This will ramble a little to get to the point, so feel free to skip down to the TL;DR.
Been doing some fuzzy long-term planning for a Life Domain Cleric I'm playing, the party just hit level 3. Looking ahead, I was hoping to grab Proficiency in Martial Weapons at some point, to upgrade to a Warhammer. But that would require either the Weapon Master Feat, which does little else for me, or multiclassing. This got me thinking about Blood Hunter. When I read the class over for the first time I was leery of the self-inflicted damage from Crimson Rite usage. But with a Life Domain Cleric's level 6 feature, Blessed Healer, you get a bonus heal on yourself when you heal others. This would provide some sustain, letting you squeeze out some extra damage without compromising your healing capability.
My thought was that, at some point after getting Cleric to level 6, I'd put 3 levels into Blood Hunter. Maybe stretch to 8 in Cleric first to get Divine Strike. Pushing to 3 in Blood Hunter would let me specialize into one of the Orders (not sure which one though...). Doing so, rather than going straight 20 Cleric, would only cost me 1 ASI/Feat, the auto-pass on Divine Intervention, the 3rd use of Channel Divinity per Long Rest, and a total of 3 spell slots -- 1 each of 5th, 6th, and 7th. I'd still reach a +6 Proficiency modifier, and the final tier of Destroy Undead (CR 4 or less). I'd gain a d4 Crimson Rite, a Fighting Style (Great Weapon Fighting or Dueling.... hm...) and a Blood Curse (so many options...). Also Alchemist's Tools to go with my Background's Herbalism Kit.

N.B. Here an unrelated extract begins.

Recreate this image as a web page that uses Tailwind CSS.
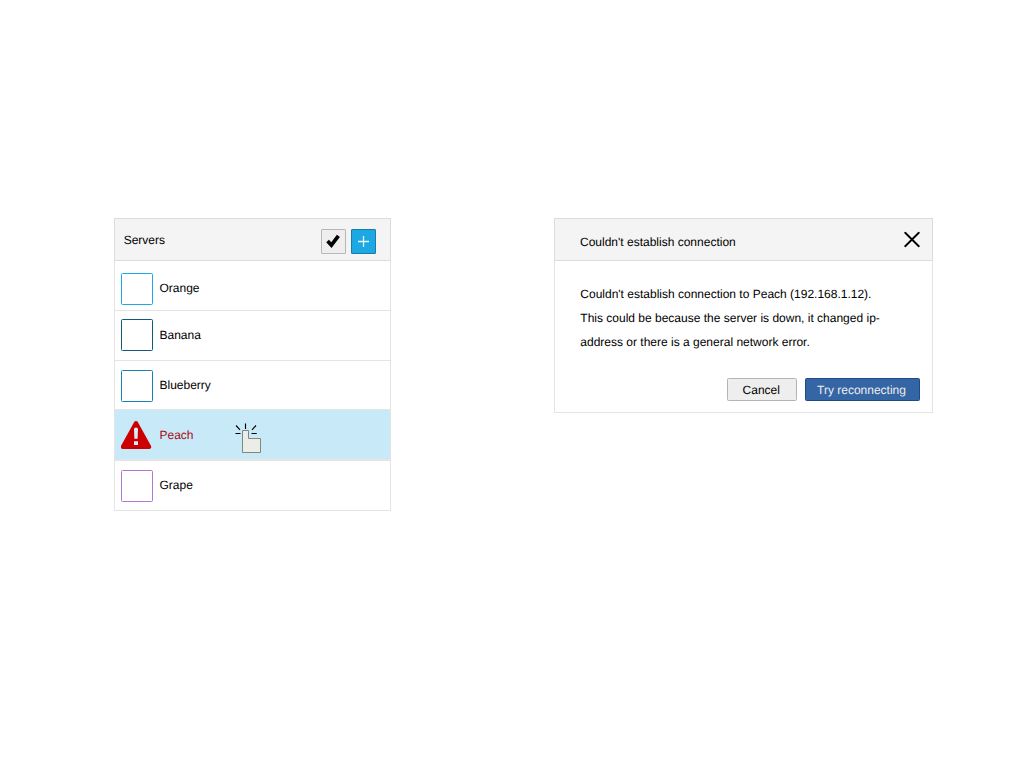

TL;DR -- Would it be viable for a Life Domain Cleric to multiclass into Blood Hunter for 3 levels? It provides some strange but interesting utility options, as well as some extra damage in melee, while costing very little from Cleric.
Bonus question.... The Order of Ghostslayers gives the additional Esoteric Crimson Rite for Radiant Damage, costing half the normal health. My race is the Variant Aasimar from the PHB, which provides Resistance to Radiant damage. Would the Crimson Rite cost, already halved by the ability granting it, be halved again by my Racial Resistance? Or is the cost simply that -- a cost -- and Resistance doesn't factor in at all?
The damage you take for activating a Rite is actual damage (rolled, has specific damage type(s)), so it follows all other rules for taking damage.
If you have resistance to the damage type, your resistance halves the damage.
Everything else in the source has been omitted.